What the future holds
Samsung’s response is to do the same—albeit this copy and paste shouldn’t vex senior management in the way orange ultra watch straps seem to have done. “Starting with the Galaxy S24,” the company announced, “Enhanced Data Protection [will] offer additional protection for Galaxy devices when you sync or back up your data with Samsung Cloud. This feature mitigates data loss via end-to-end encryption (E2EE), which ensures data can only be encrypted or decrypted on your device and cannot be seen by anyone but you.” Just as with Apple, users should keep a recovery code just in case. If you lose access to your device and don’t have a code, you lose your data.
Just as with Apple, only secured endpoints will be able to access your cloud data, but that also means not even Samsung has access—even if pushed by law enforcement.

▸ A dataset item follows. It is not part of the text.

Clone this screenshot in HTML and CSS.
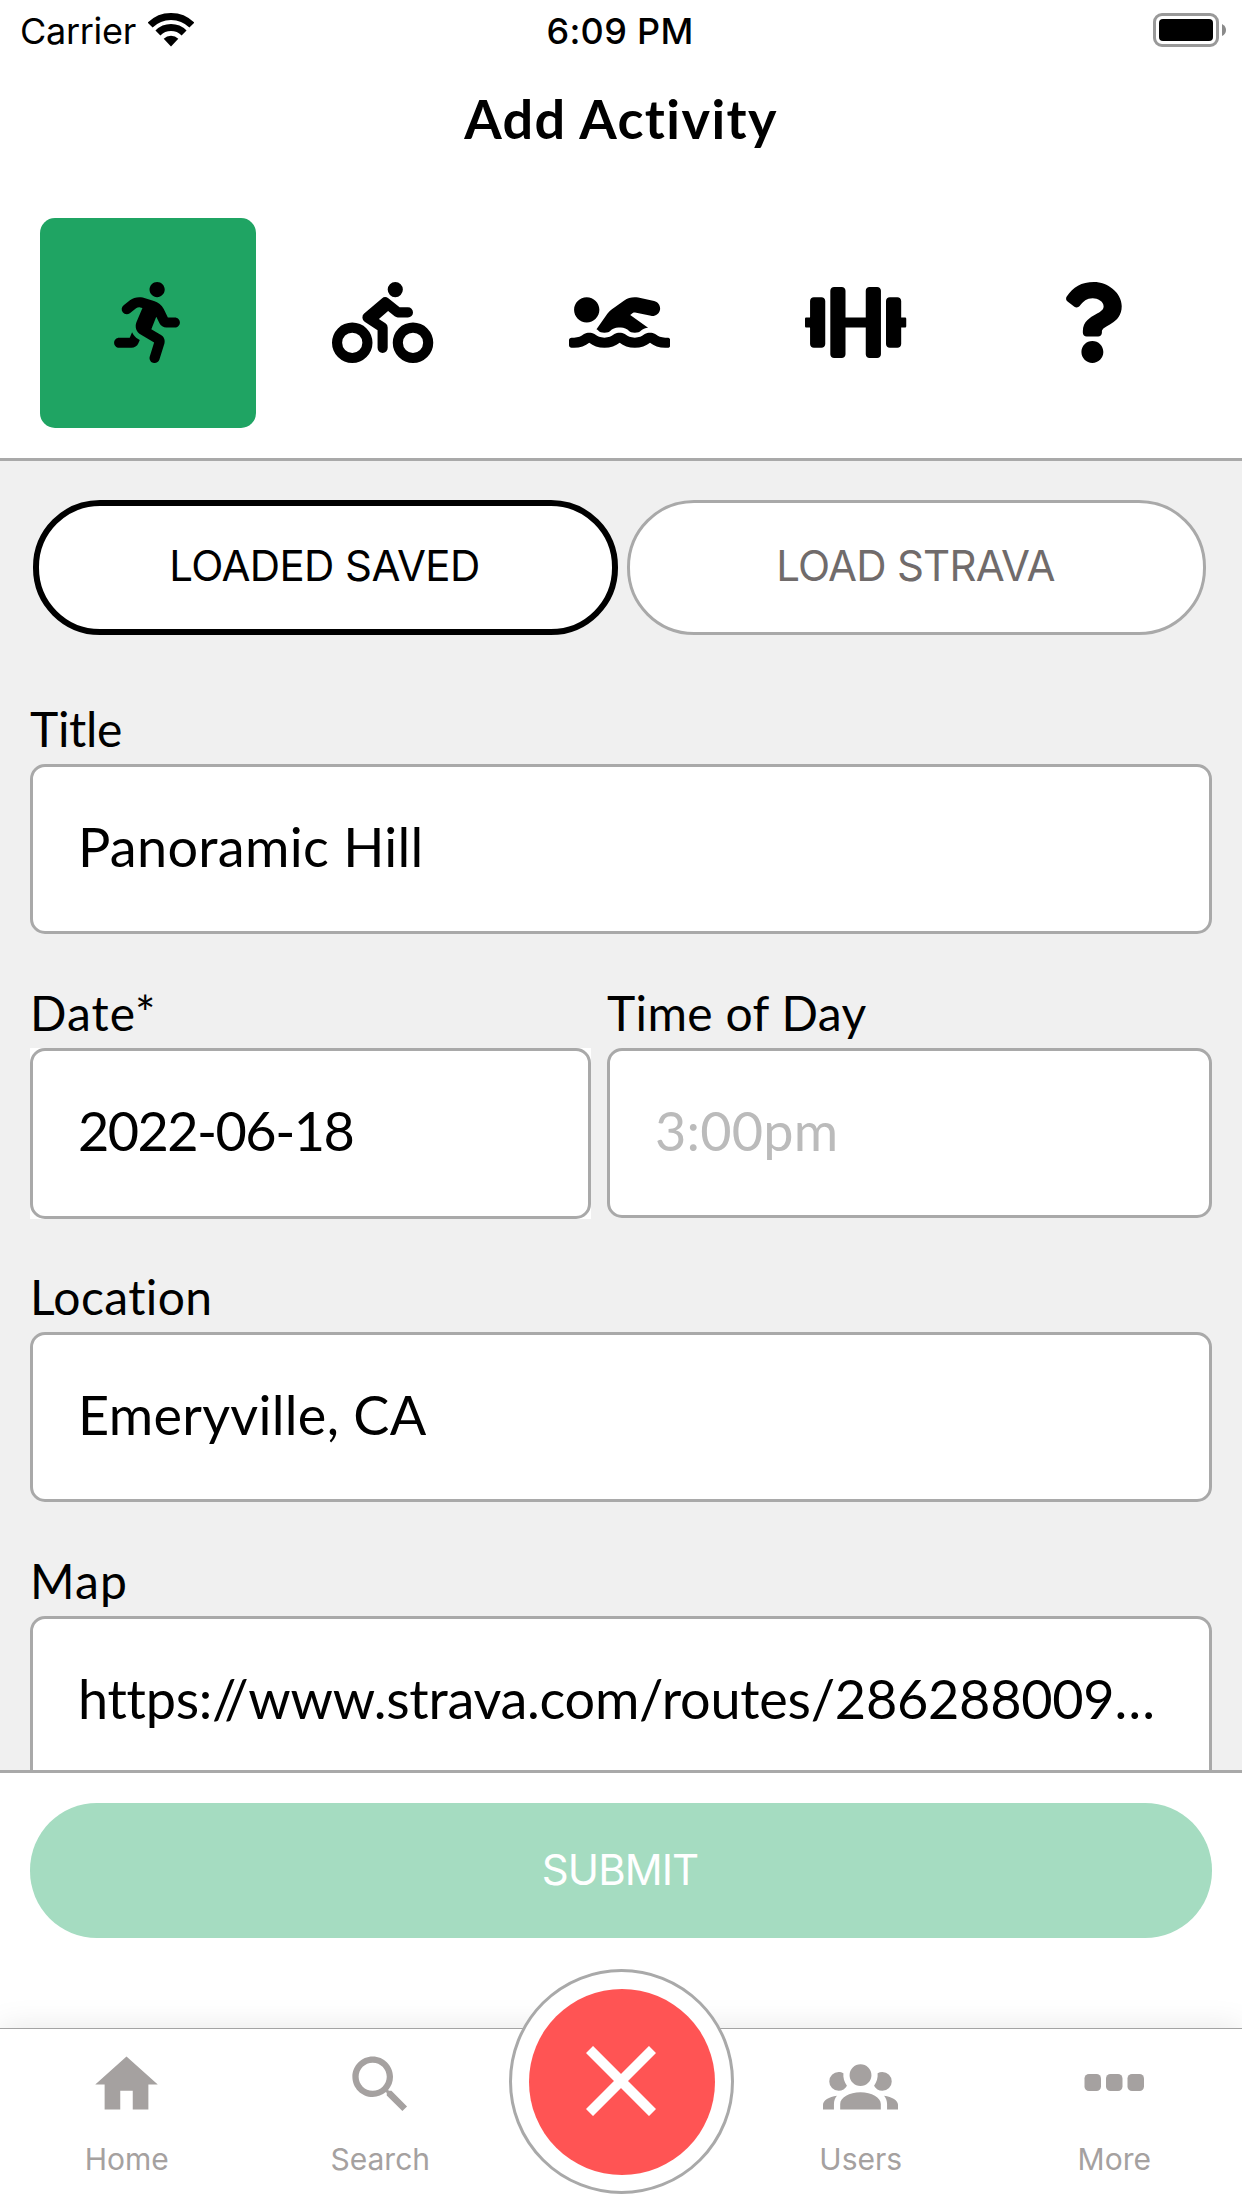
FILE: index.html
```
<!DOCTYPE html>
<html lang="en">
<head>
<meta charset="utf-8">
<title>Add Activity</title>
<link rel="stylesheet" href="styles.css">
</head>
<body>
<div class="screen">
  <div class="status">
    <div class="status-left">
      <span>Carrier</span>
      <svg class="wifi" viewBox="0 0 46 34" aria-hidden="true">
        <path d="M2.14 12.14A29.5 29.5 0 0 1 43.86 12.14M9.92 19.92A18.5 18.5 0 0 1 36.08 19.92" fill="none" stroke="#000" stroke-width="7"/>
        <path d="M23 33.5L15.7 25.7A10.5 10.5 0 0 1 30.3 25.7Z"/>
      </svg>
    </div>
    <span class="clock">6:09 PM</span>
    <svg class="battery" viewBox="0 0 74 34" aria-hidden="true">
      <rect x="1.5" y="1.5" width="63" height="31" rx="7.5" fill="none" stroke="#999" stroke-width="3"/>
      <rect x="6" y="6" width="54" height="22" rx="4" />
      <path d="M69 11Q73 13 73 17T69 23Z" fill="#8a8a8a"/>
    </svg>
  </div>

  <h1 class="title">Add Activity</h1>

  <div class="kinds">
    <button class="kind kind-on" aria-label="Run"><svg class="i416" viewBox="0 0 416 512"><path d="M272 96c26.51 0 48-21.49 48-48S298.51 0 272 0s-48 21.49-48 48 21.49 48 48 48zM113.69 317.47l-14.8 34.52H32c-17.67 0-32 14.33-32 32s14.33 32 32 32h77.45c19.25 0 36.58-11.44 44.11-29.09l8.79-20.52-10.67-6.3c-17.32-10.23-30.06-25.37-37.99-42.61zM384 223.99h-44.03l-26.06-53.25c-12.5-25.55-35.45-44.23-61.78-50.94l-71.08-21.14c-28.3-6.8-57.77-.55-80.84 17.14l-39.67 30.41c-14.03 10.75-16.69 30.83-5.92 44.86s30.84 16.66 44.86 5.92l39.69-30.41c7.67-5.89 17.44-8 25.27-6.14l14.7 4.37-37.46 87.39c-12.62 29.48-1.31 64.01 26.3 80.31l84.98 50.17-27.47 87.73c-5.28 16.86 4.11 34.82 20.97 40.09 3.19 1 6.41 1.48 9.58 1.48 13.61 0 26.23-8.77 30.52-22.45l31.64-101.06c5.91-20.77-2.89-43.08-21.64-54.13l-61.24-36.14 31.31-78.28 20.27 41.43c8 16.34 24.92 26.89 43.11 26.89H384c17.67 0 32-14.33 32-32s-14.33-31.99-32-31.99z"/></svg></button>
    <button class="kind" aria-label="Ride"><svg class="i640" viewBox="0 0 640 512"><path d="M400 96a48 48 0 1 0-48-48 48 48 0 0 0 48 48zm-4 121a31.9 31.9 0 0 0 20 7h64a32 32 0 0 0 0-64h-52.78L356 103a31.94 31.94 0 0 0-40.81.68l-112 96a32 32 0 0 0 3.08 50.92L288 305.12V416a32 32 0 0 0 64 0V288a32 32 0 0 0-14.25-26.62l-41.36-27.57 58.25-49.92zm116 39a128 128 0 1 0 128 128 128 128 0 0 0-128-128zm0 192a64 64 0 1 1 64-64 64 64 0 0 1-64 64zM128 256a128 128 0 1 0 128 128 128 128 0 0 0-128-128zm0 192a64 64 0 1 1 64-64 64 64 0 0 1-64 64z"/></svg></button>
    <button class="kind" aria-label="Swim"><svg class="i640" viewBox="0 0 640 512"><path d="M189.61 310.58c3.54 3.26 15.27 9.42 34.39 9.42s30.86-6.16 34.39-9.42c16.02-14.77 34.5-22.58 53.46-22.58h16.3c18.96 0 37.45 7.81 53.46 22.58 3.54 3.26 15.27 9.42 34.39 9.42s30.86-6.16 34.39-9.42c14.86-13.71 31.88-21.12 49.39-22.16l-112.84-80.6 18-12.86c3.64-2.58 8.28-3.52 12.62-2.61l100.35 21.53c25.91 5.53 51.44-10.97 57-36.88 5.55-25.92-10.95-51.44-36.88-57L437.68 98.47c-30.73-6.58-63.02.12-88.56 18.38l-80.02 57.17c-10.38 7.39-19.36 16.44-26.72 26.94L173.75 299c5.47 3.23 10.82 6.93 15.86 11.58zM624 352h-16c-26.04 0-45.8-8.42-56.09-17.9-8.9-8.21-19.66-14.1-31.77-14.1h-16.3c-12.11 0-22.87 5.89-31.77 14.1C461.8 343.58 442.04 352 416 352s-45.8-8.42-56.09-17.9c-8.9-8.21-19.66-14.1-31.77-14.1h-16.3c-12.11 0-22.87 5.89-31.77 14.1C269.8 343.58 250.04 352 224 352s-45.8-8.42-56.09-17.9c-8.9-8.21-19.66-14.1-31.77-14.1h-16.3c-12.11 0-22.87 5.89-31.77 14.1C77.8 343.58 58.04 352 32 352H16c-8.84 0-16 7.16-16 16v32c0 8.84 7.16 16 16 16h16c38.62 0 72.72-12.19 96-31.84 23.28 19.66 57.38 31.84 96 31.84s72.72-12.19 96-31.84c23.28 19.66 57.38 31.84 96 31.84s72.72-12.19 96-31.84c23.28 19.66 57.38 31.84 96 31.84h16c8.84 0 16-7.16 16-16v-32c0-8.84-7.16-16-16-16zm-512-96c44.18 0 80-35.82 80-80s-35.82-80-80-80-80 35.82-80 80 35.82 80 80 80z"/></svg></button>
    <button class="kind" aria-label="Lift"><svg class="i640" viewBox="0 0 640 512"><path d="M104 96H56c-13.3 0-24 10.7-24 24v104H8c-4.4 0-8 3.6-8 8v48c0 4.4 3.6 8 8 8h24v104c0 13.3 10.7 24 24 24h48c13.3 0 24-10.7 24-24V120c0-13.3-10.7-24-24-24zm528 128h-24V120c0-13.3-10.7-24-24-24h-48c-13.3 0-24 10.7-24 24v272c0 13.3 10.7 24 24 24h48c13.3 0 24-10.7 24-24V288h24c4.4 0 8-3.6 8-8v-48c0-4.4-3.6-8-8-8zM456 32h-48c-13.3 0-24 10.7-24 24v168H256V56c0-13.3-10.7-24-24-24h-48c-13.3 0-24 10.7-24 24v400c0 13.3 10.7 24 24 24h48c13.3 0 24-10.7 24-24V288h128v168c0 13.3 10.7 24 24 24h48c13.3 0 24-10.7 24-24V56c0-13.3-10.7-24-24-24z"/></svg></button>
    <button class="kind" aria-label="Other"><svg class="i384" viewBox="0 0 384 512"><path d="M202.021 0C122.202 0 70.503 32.703 29.914 91.026c-7.363 10.58-5.093 25.086 5.178 32.874l43.138 32.709c10.373 7.865 25.132 6.026 33.253-4.148 25.049-31.381 43.63-49.449 82.757-49.449 30.764 0 68.816 19.799 68.816 49.631 0 22.552-18.617 34.134-48.993 51.164-35.423 19.86-82.299 44.576-82.299 106.405V320c0 13.255 10.745 24 24 24h72.471c13.255 0 24-10.745 24-24v-5.773c0-42.86 125.268-44.645 125.268-160.627C377.504 66.256 286.902 0 202.021 0zM192 373.459c-38.196 0-69.271 31.075-69.271 69.271 0 38.195 31.075 69.27 69.271 69.27s69.271-31.075 69.271-69.271-31.075-69.27-69.271-69.27z"/></svg></button>
  </div>

  <div class="form">
    <div class="loaders">
      <button class="loader loader-on">LOADED SAVED</button>
      <button class="loader">LOAD STRAVA</button>
    </div>

    <div class="field">
      <div class="label label-title">Title</div>
      <div class="input">Panoramic Hill</div>
    </div>

    <div class="pair">
      <div class="field">
        <div class="label label-date">Date*</div>
        <div class="date-back"><div class="input input-date">2022-06-18</div></div>
      </div>
      <div class="field">
        <div class="label label-time">Time of Day</div>
        <div class="input input-time">3:00pm</div>
      </div>
    </div>

    <div class="field">
      <div class="label label-location">Location</div>
      <div class="input">Emeryville, CA</div>
    </div>

    <div class="field">
      <div class="label label-map">Map</div>
      <div class="input input-url">https://www.strava.com/routes/286288009…</div>
    </div>
  </div>

  <div class="footer">
    <button class="submit">SUBMIT</button>
  </div>

  <div class="tabs">
    <div class="tab">
      <svg viewBox="0 0 24 24"><path d="M10 20v-6h4v6h5v-8h3L12 3 2 12h3v8z"/></svg>
      <span>Home</span>
    </div>
    <div class="tab">
      <svg viewBox="0 0 24 24"><path d="M15.5 14h-.79l-.28-.27C15.41 12.59 16 11.11 16 9.5 16 5.91 13.09 3 9.5 3S3 5.91 3 9.5 5.91 16 9.5 16c1.61 0 3.09-.59 4.23-1.57l.27.28v.79l5 4.99L20.49 19l-4.99-5zm-6 0C7.01 14 5 11.99 5 9.5S7.01 5 9.5 5 14 7.01 14 9.5 11.99 14 9.5 14z"/></svg>
      <span>Search</span>
    </div>
    <div class="tab-gap">
      <button class="close" aria-label="Close">
        <span class="close-disc"><svg viewBox="0 0 70 70"><path d="M3.5 3.5L66.5 66.5M66.5 3.5L3.5 66.5" stroke="#fff" stroke-width="10"/></svg></span>
      </button>
    </div>
    <div class="tab">
      <svg viewBox="0 0 24 24"><path d="M12,5.5A3.5,3.5 0 0,1 15.5,9A3.5,3.5 0 0,1 12,12.5A3.5,3.5 0 0,1 8.5,9A3.5,3.5 0 0,1 12,5.5M5,8C5.56,8 6.08,8.15 6.53,8.42C6.38,9.85 6.8,11.27 7.66,12.38C7.16,13.34 6.16,14 5,14A3,3 0 0,1 2,11A3,3 0 0,1 5,8M19,8A3,3 0 0,1 22,11A3,3 0 0,1 19,14C17.84,14 16.84,13.34 16.34,12.38C17.2,11.27 17.62,9.85 17.47,8.42C17.92,8.15 18.44,8 19,8M5.5,18.25C5.5,16.18 8.41,14.5 12,14.5C15.59,14.5 18.5,16.18 18.5,18.25V20H5.5V18.25M0,20V18.5C0,17.11 1.89,15.94 4.45,15.6C3.86,16.28 3.5,17.22 3.5,18.25V20H0M24,20H20.5V18.25C20.5,17.22 20.14,16.28 19.55,15.6C22.11,15.94 24,17.11 24,18.5V20Z"/></svg>
      <span>Users</span>
    </div>
    <div class="tab">
      <svg viewBox="0 0 75 75"><rect x="7.5" y="27" width="16.5" height="17" rx="4.5"/><rect x="29" y="27" width="16.5" height="17" rx="4.5"/><rect x="50.5" y="27" width="16.5" height="17" rx="4.5"/></svg>
      <span>More</span>
    </div>
  </div>
</div>
</body>
</html>
```
FILE: styles.css
```
* { box-sizing: border-box; }

body {
  margin: 0;
  background: #fff;
  color: #000;
}

button {
  margin: 0;
  padding: 0;
  border: 0;
  background: none;
  color: inherit;
  font: inherit;
}

svg { display: block; }

.screen {
  width: 1242px;
  height: 2208px;
  display: flex;
  flex-direction: column;
  overflow: hidden;
  font-family: Lato, "Open Sans", sans-serif;
}

/* Status bar */
.status {
  height: 60px;
  padding: 2px 15px 0 20px;
  display: grid;
  grid-template-columns: 1fr auto 1fr;
  align-items: center;
  font: 400 36px/44px Inter, "Liberation Sans", sans-serif;
}
.status-left {
  display: flex;
  align-items: center;
  gap: 12px;
  letter-spacing: -0.3px;
}
.wifi { width: 46px; height: 34px; margin-bottom: 3px; }
.clock {
  margin-right: 7px;
  font-weight: 500;
  letter-spacing: 0.3px;
}
.battery { width: 74px; height: 34px; justify-self: end; margin-bottom: 2px; }

.title {
  margin: 0;
  padding-top: 26px;
  font-size: 54px;
  line-height: 65px;
  font-weight: 700;
  letter-spacing: 1.4px;
  text-align: center;
}

/* Activity kinds */
.kinds {
  height: 310px;
  padding: 67px 30px 30px;
  display: grid;
  grid-template-columns: repeat(5, 1fr);
  border-bottom: 3px solid #a9a9a9;
}
.kind {
  margin: 0 10px;
  padding: 0 3px 2px 0;
  border-radius: 15px;
  display: flex;
  align-items: center;
  justify-content: center;
}
.kind-on { background: #1fa463; }
.kind svg { height: 81px; }
.i416 { width: 66px; }
.i640 { width: 101.25px; }
.i384 { width: 60.75px; }

/* Form */
.form {
  height: 1309px;
  padding: 39px 30px 0;
  overflow: hidden;
  background: #f0f0f0;
}
.loaders {
  display: grid;
  grid-template-columns: 585px 579px;
  gap: 9px;
  height: 135px;
  margin: 0 6px 65px 3px;
}
.loader {
  border: 3px solid #a9a9a9;
  border-radius: 67px;
  padding: 0 2px 4px 0;
  background: #fff;
  color: #706b6b;
  font: 400 42px/51px Inter, "Liberation Sans", sans-serif;
  letter-spacing: -0.75px;
}
.loader-on {
  border: 6px solid #000;
  color: #000;
  letter-spacing: -0.6px;
}
.field { margin-bottom: 50px; }
.label {
  margin-bottom: 7px;
  font-size: 48px;
  line-height: 57px;
}
.label-title { letter-spacing: -0.3px; }
.label-date { letter-spacing: 1.1px; }
.label-time { letter-spacing: 0.35px; }
.label-location { letter-spacing: 0.4px; }
.label-map { letter-spacing: 1.1px; }
.input {
  height: 170px;
  padding: 0 0 5px 45px;
  display: flex;
  align-items: center;
  border: 3px solid #a9a9a9;
  border-radius: 15px;
  background: #fff;
  font-size: 54px;
  line-height: 65px;
  letter-spacing: 0.3px;
  white-space: nowrap;
}
.pair {
  display: grid;
  grid-template-columns: 561px 605px;
  justify-content: space-between;
}
.date-back {
  margin-bottom: -1px;
  background: #fff;
}
.input-date {
  height: 171px;
  padding: 0 0 6px 45px;
  letter-spacing: -1.55px;
}
.input-time {
  padding-left: 45px;
  color: #bbb;
  letter-spacing: 0.2px;
}
.input-url { letter-spacing: -0.25px; }

/* Submit */
.footer {
  height: 258px;
  padding: 30px 30px 0;
  border-top: 3px solid #a9a9a9;
}
.submit {
  width: 100%;
  height: 135px;
  padding: 0 2px 3px 0;
  border-radius: 67px;
  background: #a5dcc1;
  color: #fff;
  font: 400 42px/51px Inter, "Liberation Sans", sans-serif;
  letter-spacing: -0.95px;
}

/* Tab bar */
.tabs {
  height: 180px;
  padding-top: 18px;
  display: grid;
  grid-template-columns: 253.5px 253.5px 227px 253.5px 253.5px;
  border-top: 1px solid #a3a3a3;
  background: #fff;
  box-shadow: 0 0 30px rgba(0, 0, 0, 0.1);
}
.tab {
  display: flex;
  flex-direction: column;
  align-items: center;
  gap: 19px;
  color: #a5a1a0;
  font: 400 30px/36px Inter, "Liberation Sans", sans-serif;
}
.tab svg { width: 75px; height: 75px; fill: currentColor; }
.tab-gap { position: relative; }
.close {
  position: absolute;
  left: 2px;
  top: -78px;
  width: 225px;
  height: 225px;
  display: flex;
  align-items: center;
  justify-content: center;
  border: 3px solid #a9a9a9;
  border-radius: 50%;
  background: #fff;
}
.close-disc {
  width: 186px;
  height: 186px;
  padding: 0 1px 1px 0;
  display: flex;
  align-items: center;
  justify-content: center;
  border-radius: 50%;
  background: #ff5454;
}
.close-disc svg { width: 70px; height: 70px; }
```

Samsung has taken some knocks in recent months with seeming delays in security updates when compared to Pixel, and a risk that it falls behind Google’s ability to seamlessly manage hardware and software, as per Apple. The news this week that Google is advising users to disable 2G—not a Samsung option, is notable.
But when seen as part of Android’s more general tidy-up, which includes a Play Store cull and new live threat detection coming with Android 15, Samsung will present a much more capable alternative to iPhone on the security and privacy front than ever before. And while private sharing is welcome, the standout is encrypted cloud. This genuinely turns the cloud into a secure extension of a user’s device and in my mind is a must-have—as I have advised Apple users. My suggestion is to enable it as soon as it’s available.